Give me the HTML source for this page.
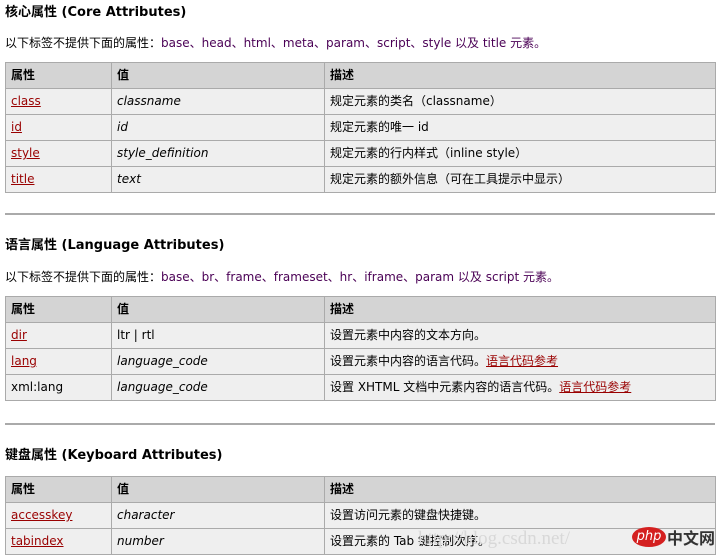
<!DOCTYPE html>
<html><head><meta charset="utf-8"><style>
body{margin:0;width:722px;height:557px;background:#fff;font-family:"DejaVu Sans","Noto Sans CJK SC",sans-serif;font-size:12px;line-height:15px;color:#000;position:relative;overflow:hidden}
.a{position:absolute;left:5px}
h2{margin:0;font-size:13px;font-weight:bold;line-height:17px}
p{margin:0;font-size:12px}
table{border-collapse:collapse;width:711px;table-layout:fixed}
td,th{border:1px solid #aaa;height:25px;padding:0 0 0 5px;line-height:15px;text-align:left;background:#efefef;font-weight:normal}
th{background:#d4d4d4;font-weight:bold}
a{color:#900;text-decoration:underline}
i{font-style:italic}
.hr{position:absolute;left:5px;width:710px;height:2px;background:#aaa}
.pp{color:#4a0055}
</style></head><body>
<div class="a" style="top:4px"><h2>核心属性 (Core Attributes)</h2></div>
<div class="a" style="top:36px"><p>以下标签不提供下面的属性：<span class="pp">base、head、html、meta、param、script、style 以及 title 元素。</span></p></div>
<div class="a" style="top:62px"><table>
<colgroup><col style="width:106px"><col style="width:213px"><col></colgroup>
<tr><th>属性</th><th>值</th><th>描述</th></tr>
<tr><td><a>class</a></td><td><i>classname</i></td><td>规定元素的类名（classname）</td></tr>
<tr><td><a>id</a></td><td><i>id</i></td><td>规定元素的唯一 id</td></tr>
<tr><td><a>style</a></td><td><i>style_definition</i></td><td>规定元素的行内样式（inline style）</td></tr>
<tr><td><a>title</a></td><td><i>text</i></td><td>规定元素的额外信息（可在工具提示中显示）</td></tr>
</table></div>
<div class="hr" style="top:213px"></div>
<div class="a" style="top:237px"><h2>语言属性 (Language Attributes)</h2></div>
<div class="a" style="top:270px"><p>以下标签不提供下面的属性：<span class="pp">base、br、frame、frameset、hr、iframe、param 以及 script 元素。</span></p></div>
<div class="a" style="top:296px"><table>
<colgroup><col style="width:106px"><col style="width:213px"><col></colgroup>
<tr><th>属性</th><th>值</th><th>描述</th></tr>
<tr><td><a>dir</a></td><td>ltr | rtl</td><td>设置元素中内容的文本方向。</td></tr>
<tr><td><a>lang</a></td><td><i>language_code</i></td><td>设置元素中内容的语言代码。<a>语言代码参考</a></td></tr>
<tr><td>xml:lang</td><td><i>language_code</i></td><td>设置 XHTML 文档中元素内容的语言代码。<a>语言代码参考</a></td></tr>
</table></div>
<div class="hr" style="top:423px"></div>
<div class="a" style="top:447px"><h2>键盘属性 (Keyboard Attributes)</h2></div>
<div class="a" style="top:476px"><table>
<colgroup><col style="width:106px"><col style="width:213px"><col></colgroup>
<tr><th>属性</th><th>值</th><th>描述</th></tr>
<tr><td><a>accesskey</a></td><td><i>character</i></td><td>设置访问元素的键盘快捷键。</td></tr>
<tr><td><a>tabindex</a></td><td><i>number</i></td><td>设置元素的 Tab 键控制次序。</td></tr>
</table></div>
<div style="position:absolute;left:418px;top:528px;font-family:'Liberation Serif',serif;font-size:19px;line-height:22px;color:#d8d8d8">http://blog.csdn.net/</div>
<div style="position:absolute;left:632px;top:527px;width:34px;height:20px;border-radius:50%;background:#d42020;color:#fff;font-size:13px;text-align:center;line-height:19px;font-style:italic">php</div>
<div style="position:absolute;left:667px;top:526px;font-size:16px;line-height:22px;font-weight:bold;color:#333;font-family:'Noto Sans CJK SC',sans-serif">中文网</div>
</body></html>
________________
Leaving out the pictures, repeat the data above exactly.

Give me the HTML source for this page.
<!DOCTYPE html>
<html><head><meta charset="utf-8"><style>
body{margin:0;width:722px;height:557px;background:#fff;font-family:"DejaVu Sans","Noto Sans CJK SC",sans-serif;font-size:12px;line-height:15px;color:#000;position:relative;overflow:hidden}
.a{position:absolute;left:5px}
h2{margin:0;font-size:13px;font-weight:bold;line-height:17px}
p{margin:0;font-size:12px}
table{border-collapse:collapse;width:711px;table-layout:fixed}
td,th{border:1px solid #aaa;height:25px;padding:0 0 0 5px;line-height:15px;text-align:left;background:#efefef;font-weight:normal}
th{background:#d4d4d4;font-weight:bold}
a{color:#900;text-decoration:underline}
i{font-style:italic}
.hr{position:absolute;left:5px;width:710px;height:2px;background:#aaa}
.pp{color:#4a0055}
</style></head><body>
<div class="a" style="top:4px"><h2>核心属性 (Core Attributes)</h2></div>
<div class="a" style="top:36px"><p>以下标签不提供下面的属性：<span class="pp">base、head、html、meta、param、script、style 以及 title 元素。</span></p></div>
<div class="a" style="top:62px"><table>
<colgroup><col style="width:106px"><col style="width:213px"><col></colgroup>
<tr><th>属性</th><th>值</th><th>描述</th></tr>
<tr><td><a>class</a></td><td><i>classname</i></td><td>规定元素的类名（classname）</td></tr>
<tr><td><a>id</a></td><td><i>id</i></td><td>规定元素的唯一 id</td></tr>
<tr><td><a>style</a></td><td><i>style_definition</i></td><td>规定元素的行内样式（inline style）</td></tr>
<tr><td><a>title</a></td><td><i>text</i></td><td>规定元素的额外信息（可在工具提示中显示）</td></tr>
</table></div>
<div class="hr" style="top:213px"></div>
<div class="a" style="top:237px"><h2>语言属性 (Language Attributes)</h2></div>
<div class="a" style="top:270px"><p>以下标签不提供下面的属性：<span class="pp">base、br、frame、frameset、hr、iframe、param 以及 script 元素。</span></p></div>
<div class="a" style="top:296px"><table>
<colgroup><col style="width:106px"><col style="width:213px"><col></colgroup>
<tr><th>属性</th><th>值</th><th>描述</th></tr>
<tr><td><a>dir</a></td><td>ltr | rtl</td><td>设置元素中内容的文本方向。</td></tr>
<tr><td><a>lang</a></td><td><i>language_code</i></td><td>设置元素中内容的语言代码。<a>语言代码参考</a></td></tr>
<tr><td>xml:lang</td><td><i>language_code</i></td><td>设置 XHTML 文档中元素内容的语言代码。<a>语言代码参考</a></td></tr>
</table></div>
<div class="hr" style="top:423px"></div>
<div class="a" style="top:447px"><h2>键盘属性 (Keyboard Attributes)</h2></div>
<div class="a" style="top:476px"><table>
<colgroup><col style="width:106px"><col style="width:213px"><col></colgroup>
<tr><th>属性</th><th>值</th><th>描述</th></tr>
<tr><td><a>accesskey</a></td><td><i>character</i></td><td>设置访问元素的键盘快捷键。</td></tr>
<tr><td><a>tabindex</a></td><td><i>number</i></td><td>设置元素的 Tab 键控制次序。</td></tr>
</table></div>
<div style="position:absolute;left:418px;top:528px;font-family:'Liberation Serif',serif;font-size:19px;line-height:22px;color:#d8d8d8">http://blog.csdn.net/</div>
<div style="position:absolute;left:632px;top:527px;width:34px;height:20px;border-radius:50%;background:#d42020;color:#fff;font-size:13px;text-align:center;line-height:19px;font-style:italic">php</div>
<div style="position:absolute;left:667px;top:526px;font-size:16px;line-height:22px;font-weight:bold;color:#333;font-family:'Noto Sans CJK SC',sans-serif">中文网</div>
</body></html>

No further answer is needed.